*** DATA TO USE ***

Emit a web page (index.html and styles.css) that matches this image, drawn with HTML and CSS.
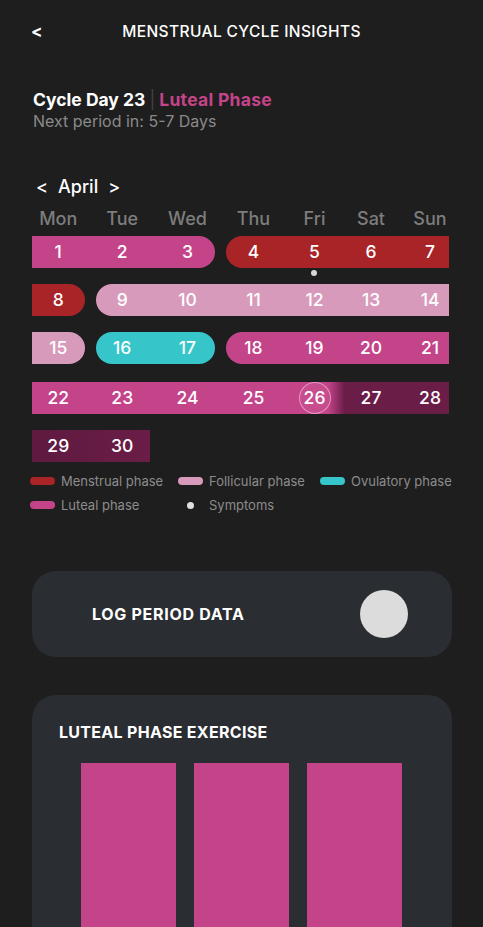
FILE: index.html
```html
<!DOCTYPE html>
<html lang="en">
<head>
<meta charset="utf-8">
<title>Menstrual Cycle Insights</title>
<link rel="stylesheet" href="styles.css">
</head>
<body>
<div class="screen">
  <header class="topbar">
    <span class="back">&lt;</span>
    <h1 class="title">MENSTRUAL CYCLE INSIGHTS</h1>
    <span class="spacer"></span>
  </header>

  <section class="summary">
    <div class="cycle-line"><span class="day">Cycle Day 23</span><span class="sep">|</span><span class="phase">Luteal Phase</span></div>
    <div class="next">Next period in: 5-7 Days</div>
  </section>

  <section class="calendar">
    <div class="month-nav"><span>&lt;</span><span class="month">April</span><span>&gt;</span></div>

    <div class="week weekdays">
      <span class="c1">Mon</span><span class="c2">Tue</span><span class="c3">Wed</span><span class="c4">Thu</span><span class="c5">Fri</span><span class="c6">Sat</span><span class="c7">Sun</span>
    </div>

    <div class="week">
      <div class="seg luteal g1-4 gap-r round-r"></div>
      <div class="seg menstrual g4-8 gap-l round-l"></div>
      <span class="num c1">1</span><span class="num c2">2</span><span class="num c3">3</span><span class="num c4">4</span><span class="num c5 sym">5</span><span class="num c6">6</span><span class="num c7">7</span>
    </div>

    <div class="week">
      <div class="seg menstrual g1-2 gap-r round-r"></div>
      <div class="seg follicular g2-8 gap-l round-l"></div>
      <span class="num c1">8</span><span class="num c2">9</span><span class="num c3">10</span><span class="num c4">11</span><span class="num c5">12</span><span class="num c6">13</span><span class="num c7">14</span>
    </div>

    <div class="week">
      <div class="seg follicular g1-2 gap-r round-r"></div>
      <div class="seg ovulatory g2-4 gap-l gap-r round-l round-r"></div>
      <div class="seg luteal g4-8 gap-l round-l"></div>
      <span class="num c1">15</span><span class="num c2">16</span><span class="num c3">17</span><span class="num c4">18</span><span class="num c5">19</span><span class="num c6">20</span><span class="num c7">21</span>
    </div>

    <div class="week week-4">
      <div class="seg luteal-fade g1-8"></div>
      <span class="num c1">22</span><span class="num c2">23</span><span class="num c3">24</span><span class="num c4">25</span><span class="num c5 today">26</span><span class="num c6">27</span><span class="num c7">28</span>
    </div>

    <div class="week">
      <div class="seg late g1-3 gap-r"></div>
      <span class="num c1">29</span><span class="num c2">30</span>
    </div>
  </section>

  <section class="legend">
    <div class="legend-item"><span class="swatch menstrual"></span>Menstrual phase</div>
    <div class="legend-item"><span class="swatch follicular"></span>Follicular phase</div>
    <div class="legend-item"><span class="swatch ovulatory"></span>Ovulatory phase</div>
    <div class="legend-item"><span class="swatch luteal"></span>Luteal phase</div>
    <div class="legend-item"><span class="swatch-box"><span class="dot"></span></span>Symptoms</div>
  </section>

  <section class="card log-card">
    <h2 class="card-title">LOG PERIOD DATA</h2>
    <span class="toggle"></span>
  </section>

  <section class="card exercise-card">
    <h2 class="card-title">LUTEAL PHASE EXERCISE</h2>
    <div class="bars">
      <div class="bar"></div>
      <div class="bar"></div>
      <div class="bar"></div>
    </div>
  </section>
</div>
</body>
</html>
```

FILE: styles.css
```css
* { box-sizing: border-box; margin: 0; padding: 0; }

html, body { background: #1e1e1e; }

body {
  font-family: Inter, "Open Sans", "DejaVu Sans", sans-serif;
  color: #ffffff;
  width: 483px;
  height: 927px;
  overflow: hidden;
}

.topbar {
  display: flex;
  align-items: center;
  height: 62px;
  padding: 0 33px;
}

.back, .spacer {
  width: 20px;
  font-size: 17px;
  font-weight: 700;
}

.back { margin-left: -2px; margin-right: 2px; }

.title {
  flex: 1;
  text-align: center;
  font-size: 15.5px;
  font-weight: 500;
  letter-spacing: 0.4px;
}

.summary {
  padding-left: 33px;
  margin-top: 27px;
}

.cycle-line {
  display: flex;
  align-items: center;
  font-size: 17.5px;
  font-weight: 700;
  line-height: 22px;
}

.sep {
  color: #434343;
  font-weight: 400;
  margin: 0 4px;
}

.phase { color: #c4448a; letter-spacing: 0.3px; }

.next {
  color: #8a8a8a;
  font-size: 16px;
  line-height: 20px;
}

.calendar {
  margin: 44px 0 0 32px;
  width: 417px;
}

.month-nav {
  display: flex;
  gap: 10px;
  padding-left: 4px;
  font-size: 18px;
  font-weight: 500;
  line-height: 24px;
}

.week {
  display: grid;
  grid-template-columns: 57.5px 65.5px 65px 67px 55px 58px 49px;
  grid-template-rows: 32px;
  align-items: center;
  margin-top: 16px;
}

.week > * { grid-row: 1; }

.weekdays {
  margin-top: 9px;
  grid-template-rows: 22px;
  color: #7d7d7d;
  font-size: 18px;
  font-weight: 500;
  line-height: 22px;
}

.weekdays > span { justify-self: center; }

.weekdays + .week { margin-top: 6px; }

.week-4 { margin-top: 18px; }

.c1 { grid-column: 1; padding-right: 5px; }
.c2 { grid-column: 2; }
.c3 { grid-column: 3; }
.c4 { grid-column: 4; }
.c5 { grid-column: 5; }
.c6 { grid-column: 6; }
.c7 { grid-column: 7; padding-left: 11px; }

.g1-2 { grid-column: 1 / 2; }
.g1-3 { grid-column: 1 / 3; }
.g1-4 { grid-column: 1 / 4; }
.g1-8 { grid-column: 1 / 8; }
.g2-4 { grid-column: 2 / 4; }
.g2-8 { grid-column: 2 / 8; }
.g4-8 { grid-column: 4 / 8; }

.seg { align-self: stretch; }
.gap-l { margin-left: 6px; }
.gap-r { margin-right: 5px; }
.round-l { border-top-left-radius: 16px; border-bottom-left-radius: 16px; }
.round-r { border-top-right-radius: 16px; border-bottom-right-radius: 16px; }

.menstrual { background: #a92427; }
.follicular { background: #d89abb; }
.ovulatory { background: #36c5c8; }
.luteal { background: #c4448a; }
.luteal-fade { background: linear-gradient(90deg, #c4448a 0%, #c4448a 71%, #6a1d47 75%, #6a1d47 100%); }
.late { background: linear-gradient(90deg, #5f1a40 0%, #6a1d47 100%); }

.num {
  position: relative;
  z-index: 1;
  justify-self: center;
  font-size: 17.5px;
  font-weight: 500;
  line-height: 20px;
}

.num.sym::after {
  content: "";
  position: absolute;
  left: 50%;
  top: calc(100% + 8px);
  width: 6px;
  height: 6px;
  margin-left: -3px;
  border-radius: 50%;
  background: #d8d8d8;
}

.num.today {
  width: 32px;
  height: 32px;
  display: flex;
  align-items: center;
  justify-content: center;
  border-radius: 50%;
  border: 1px solid rgba(240, 175, 212, 0.75);
  background: rgba(255, 255, 255, 0.05);
}

.legend {
  display: grid;
  grid-template-columns: 148px 142px auto;
  row-gap: 6px;
  margin: 10px 0 0 30px;
  font-size: 13px;
  color: #8c8c8c;
}

.legend-item {
  display: flex;
  align-items: center;
  gap: 6px;
  line-height: 18px;
}

.swatch {
  width: 25px;
  height: 8px;
  border-radius: 4px;
}

.swatch-box {
  width: 25px;
  display: flex;
  justify-content: center;
}

.dot {
  width: 7px;
  height: 7px;
  border-radius: 50%;
  background: #e0e0e0;
}

.card {
  background: #2a2d31;
  border-radius: 24px;
  margin-left: 32px;
  width: 420px;
}

.card-title {
  font-size: 16px;
  font-weight: 700;
  letter-spacing: 0.3px;
  line-height: 18px;
}

.log-card .card-title { letter-spacing: 0.7px; }

.log-card {
  margin-top: 57px;
  height: 86px;
  display: flex;
  align-items: center;
  justify-content: space-between;
  padding: 0 44px 0 60px;
}

.toggle {
  width: 48px;
  height: 48px;
  border-radius: 50%;
  background: #dcdcdc;
}

.exercise-card {
  margin-top: 38px;
  padding-top: 28px;
  padding-bottom: 40px;
}

.exercise-card .card-title { padding-left: 27px; }

.bars {
  display: flex;
  justify-content: center;
  gap: 18px;
  margin-top: 22px;
  padding-right: 2px;
}

.bar {
  width: 95px;
  height: 220px;
  background: #c4448a;
}
```
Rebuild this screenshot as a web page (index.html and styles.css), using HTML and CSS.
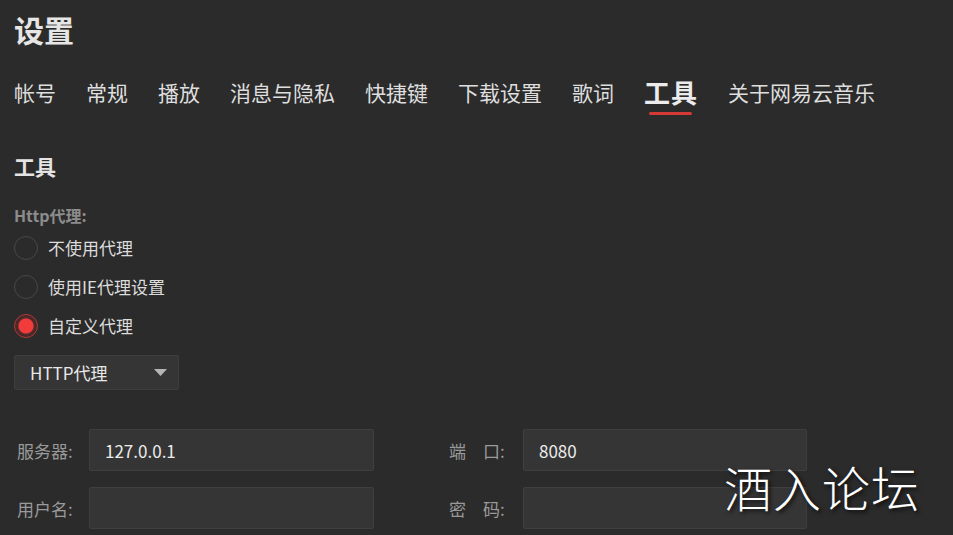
FILE: index.html
```html
<!DOCTYPE html>
<html lang="zh-CN">
<head>
<meta charset="utf-8">
<title>设置</title>
<link rel="stylesheet" href="styles.css">
</head>
<body>
<div class="page">
  <h1 class="title">设置</h1>
  <nav class="tabs">
    <span class="tab">帐号</span>
    <span class="tab">常规</span>
    <span class="tab">播放</span>
    <span class="tab">消息与隐私</span>
    <span class="tab">快捷键</span>
    <span class="tab">下载设置</span>
    <span class="tab">歌词</span>
    <span class="tab active">工具</span>
    <span class="tab">关于网易云音乐</span>
  </nav>

  <h2 class="section">工具</h2>
  <div class="group-label">Http代理:</div>
  <div class="radios">
    <div class="radio-row"><span class="radio"></span><span class="radio-text">不使用代理</span></div>
    <div class="radio-row"><span class="radio"></span><span class="radio-text">使用IE代理设置</span></div>
    <div class="radio-row"><span class="radio checked"></span><span class="radio-text">自定义代理</span></div>
  </div>

  <div class="select">
    <span class="select-text">HTTP代理</span>
    <svg class="select-arrow" width="13" height="7" viewBox="0 0 13 7"><path d="M0 0 H13 L6.5 7 Z" fill="#b5b5b5"/></svg>
  </div>

  <div class="form">
    <label class="flabel">服务器:</label>
    <div class="input"><span class="input-text">127.0.0.1</span></div>
    <span class="spacer"></span>
    <label class="flabel">端&emsp;口:</label>
    <div class="input"><span class="input-text">8080</span></div>

    <label class="flabel">用户名:</label>
    <div class="input"></div>
    <span class="spacer"></span>
    <label class="flabel">密&emsp;码:</label>
    <div class="input"></div>
  </div>
</div>
<div class="watermark">酒入论坛</div>
</body>
</html>
```

FILE: styles.css
```css
html, body {
  margin: 0;
  padding: 0;
  background: #2b2b2b;
  width: 953px;
  height: 535px;
  overflow: hidden;
  font-family: "Noto Sans CJK SC", "Noto Sans", sans-serif;
  color: #dcdcdc;
}

.page {
  padding: 14px 0 0 14px;
}

.title {
  margin: 0;
  font-size: 30px;
  line-height: 30px;
  font-weight: 700;
  color: #e6e6e6;
}

.tabs {
  margin-top: 35px;
  display: flex;
  align-items: center;
  gap: 30px;
  height: 26px;
}

.tab {
  font-size: 21px;
  line-height: 26px;
  color: #dedede;
  position: relative;
  white-space: nowrap;
}

.tab.active {
  font-size: 26px;
  font-weight: 700;
  color: #ececec;
  letter-spacing: 1px;
}

.tab.active::after {
  content: "";
  position: absolute;
  left: 5px;
  top: 33px;
  width: 43px;
  height: 3px;
  border-radius: 2px;
  background: #d33a36;
}

.section {
  margin: 50px 0 0 0;
  font-size: 21px;
  line-height: 22px;
  font-weight: 700;
  color: #e4e4e4;
}

.group-label {
  margin-top: 29px;
  font-size: 16px;
  line-height: 18px;
  font-weight: 700;
  color: #8c8c8c;
}

.radios {
  margin-top: 4px;
  display: flex;
  flex-direction: column;
}

.radio-row {
  height: 39px;
  display: flex;
  align-items: center;
  gap: 10px;
}

.radio {
  box-sizing: border-box;
  width: 24px;
  height: 24px;
  border-radius: 50%;
  border: 1px solid #474747;
  flex: none;
}

.radio.checked {
  border: 1px solid #b83a3a;
  background: radial-gradient(circle, #f23c3c 0 7px, #5a2a2a 8px, #3a2727 11px);
}

.radio-text {
  font-size: 17px;
  line-height: 20px;
  color: #dcdcdc;
}

.select {
  margin-top: 10px;
  box-sizing: border-box;
  width: 165px;
  height: 35px;
  background: #353535;
  border: 1px solid #3e3e3e;
  border-radius: 2px;
  display: flex;
  align-items: center;
  justify-content: space-between;
  padding: 0 11px 0 15px;
}

.select-text {
  font-size: 17px;
  color: #e8e8e8;
}

.form {
  margin-top: 39px;
  padding-left: 3px;
  display: grid;
  grid-template-columns: 72px 285px 75px 74px 284px;
  grid-auto-rows: 42px;
  row-gap: 16px;
  align-items: center;
}

.flabel {
  font-size: 17px;
  color: #9a9a9a;
  white-space: nowrap;
}

.input {
  box-sizing: border-box;
  height: 42px;
  background: #353535;
  border: 1px solid #3f3f3f;
  border-radius: 2px;
  display: flex;
  align-items: center;
  padding-left: 15px;
}

.input-text {
  font-size: 17px;
  color: #ececec;
}

.watermark {
  position: absolute;
  left: 724px;
  top: 456px;
  font-size: 48px;
  line-height: 60px;
  font-weight: 300;
  color: #ffffff;
  letter-spacing: 1px;
  text-shadow: 2px 2px 4px rgba(0,0,0,0.8);
  font-family: "Noto Sans CJK SC", sans-serif;
}
```
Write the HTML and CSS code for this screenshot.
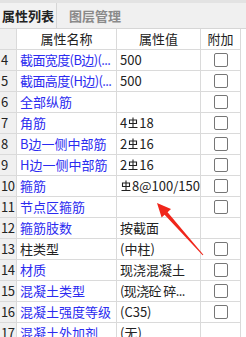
FILE: index.html
```html
<!DOCTYPE html>
<html lang="zh">
<head>
<meta charset="utf-8">
<title>属性列表</title>
<link rel="stylesheet" href="styles.css">
</head>
<body>
<div class="panel">
  <div class="tabs">
    <div class="tab active">属性列表</div>
    <div class="tab">图层管理</div>
  </div>
  <div class="grid">
    <div class="row head">
      <div class="idx"></div>
      <div class="cell center">属性名称</div>
      <div class="cell center">属性值</div>
      <div class="cell center">附加</div>
    </div>
    <div class="row">
      <div class="idx">4</div>
      <div class="cell blue tight">截面宽度(B边)(...</div>
      <div class="cell">500</div>
      <div class="cell box"><span class="chk"></span></div>
    </div>
    <div class="row">
      <div class="idx">5</div>
      <div class="cell blue tight">截面高度(H边)(...</div>
      <div class="cell">500</div>
      <div class="cell box"><span class="chk"></span></div>
    </div>
    <div class="row">
      <div class="idx">6</div>
      <div class="cell blue">全部纵筋</div>
      <div class="cell"></div>
      <div class="cell box"><span class="chk"></span></div>
    </div>
    <div class="row">
      <div class="idx">7</div>
      <div class="cell blue">角筋</div>
      <div class="cell">4<svg class="gang" viewBox="0 0 10 12"><path d="M5 0.5V10.5M1.5 3h7v3.5h-7zM0.5 10.5h9"/></svg>18</div>
      <div class="cell box"><span class="chk"></span></div>
    </div>
    <div class="row">
      <div class="idx">8</div>
      <div class="cell blue">B边一侧中部筋</div>
      <div class="cell">2<svg class="gang" viewBox="0 0 10 12"><path d="M5 0.5V10.5M1.5 3h7v3.5h-7zM0.5 10.5h9"/></svg>16</div>
      <div class="cell box"><span class="chk"></span></div>
    </div>
    <div class="row">
      <div class="idx">9</div>
      <div class="cell blue">H边一侧中部筋</div>
      <div class="cell">2<svg class="gang" viewBox="0 0 10 12"><path d="M5 0.5V10.5M1.5 3h7v3.5h-7zM0.5 10.5h9"/></svg>16</div>
      <div class="cell box"><span class="chk"></span></div>
    </div>
    <div class="row">
      <div class="idx">10</div>
      <div class="cell blue">箍筋</div>
      <div class="cell"><svg class="gang" viewBox="0 0 10 12"><path d="M5 0.5V10.5M1.5 3h7v3.5h-7zM0.5 10.5h9"/></svg>8@100/150</div>
      <div class="cell box"><span class="chk"></span></div>
    </div>
    <div class="row">
      <div class="idx">11</div>
      <div class="cell blue">节点区箍筋</div>
      <div class="cell"></div>
      <div class="cell box"><span class="chk"></span></div>
    </div>
    <div class="row">
      <div class="idx">12</div>
      <div class="cell blue">箍筋肢数</div>
      <div class="cell">按截面</div>
      <div class="cell box"></div>
    </div>
    <div class="row">
      <div class="idx">13</div>
      <div class="cell">柱类型</div>
      <div class="cell">(中柱)</div>
      <div class="cell box"><span class="chk"></span></div>
    </div>
    <div class="row">
      <div class="idx">14</div>
      <div class="cell blue">材质</div>
      <div class="cell">现浇混凝土</div>
      <div class="cell box"><span class="chk"></span></div>
    </div>
    <div class="row">
      <div class="idx">15</div>
      <div class="cell blue">混凝土类型</div>
      <div class="cell tight">(现浇砼 碎...</div>
      <div class="cell box"><span class="chk"></span></div>
    </div>
    <div class="row">
      <div class="idx">16</div>
      <div class="cell blue">混凝土强度等级</div>
      <div class="cell">(C35)</div>
      <div class="cell box"><span class="chk"></span></div>
    </div>
    <div class="row">
      <div class="idx">17</div>
      <div class="cell blue">混凝土外加剂</div>
      <div class="cell">(无)</div>
      <div class="cell box"></div>
    </div>
  </div>
  <svg class="arrow" width="246" height="337" viewBox="0 0 246 337">
    <polygon points="157,203 171,209 167.6,212.3 203.4,254.7 202.6,255.3 164.6,214.8 161.6,217.6"/>
  </svg>
</div>
</body>
</html>
```

FILE: styles.css
```css
body {
	margin: 0;
	background: #fff;
	font-family: "Noto Sans CJK SC", "Microsoft YaHei", sans-serif;
	font-size: 13px;
	color: #222;
}

.panel {
	position: relative;
	width: 246px;
	height: 337px;
	overflow: hidden;
}

.tabs {
	display: flex;
	height: 25px;
	padding-top: 3px;
	background: #f0f0f0;
	border-bottom: 1px solid #d6d6d6;
	box-shadow: inset 0 3px 0 #e3e3e3;
}

.tab {
	padding: 0 4px 0 2px;
	line-height: 25px;
	color: #8a8a8a;
	font-weight: bold;
	margin-left: 10px;
}

.tab.active {
	margin-left: 0;
	color: #222;
	background: #f2f2f2;
	border-right: 1px solid #d6d6d6;
	padding-right: 2px;
}

.grid {
	width: 241px;
}

.row {
	display: grid;
	grid-template-columns: 17px 100px 84px 40px;
	height: 21px;
	box-sizing: border-box;
	border-bottom: 1px solid #dadada;
}

.idx {
	background: #f0f0f0;
	border-right: 1px solid #dadada;
	padding-left: 1px;
	line-height: 20px;
	letter-spacing: -0.5px;
	color: #222;
}

.cell {
	border-right: 1px solid #dadada;
	padding-left: 3px;
	line-height: 20px;
	white-space: nowrap;
	overflow: hidden;
}

.tight {
	letter-spacing: -0.6px;
}

.center {
	text-align: center;
	padding-left: 0;
}

.blue {
	color: #2b2bf0;
}

.box {
	display: flex;
	align-items: center;
	justify-content: center;
	padding-left: 0;
}

.chk {
	width: 12px;
	height: 12px;
	border: 1px solid #767676;
	border-radius: 2px;
	background: #fff;
}

.gang {
	width: 10px;
	height: 12px;
	margin: 0 1px;
	vertical-align: -1px;
	fill: none;
	stroke: #222;
	stroke-width: 1.1;
}

.arrow {
	position: absolute;
	left: 0;
	top: 0;
	fill: #f0261b;
}
```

***

**TASK DESCRIPTION:**
Pull out and copy each line containing the string "page".

**RESPONSE:**
Emit a web page (index.html and styles.css) that matches this image, drawn with HTML and CSS.
Rebuild this screenshot as a web page (index.html and styles.css), using HTML and CSS.
<div class="page">
.page {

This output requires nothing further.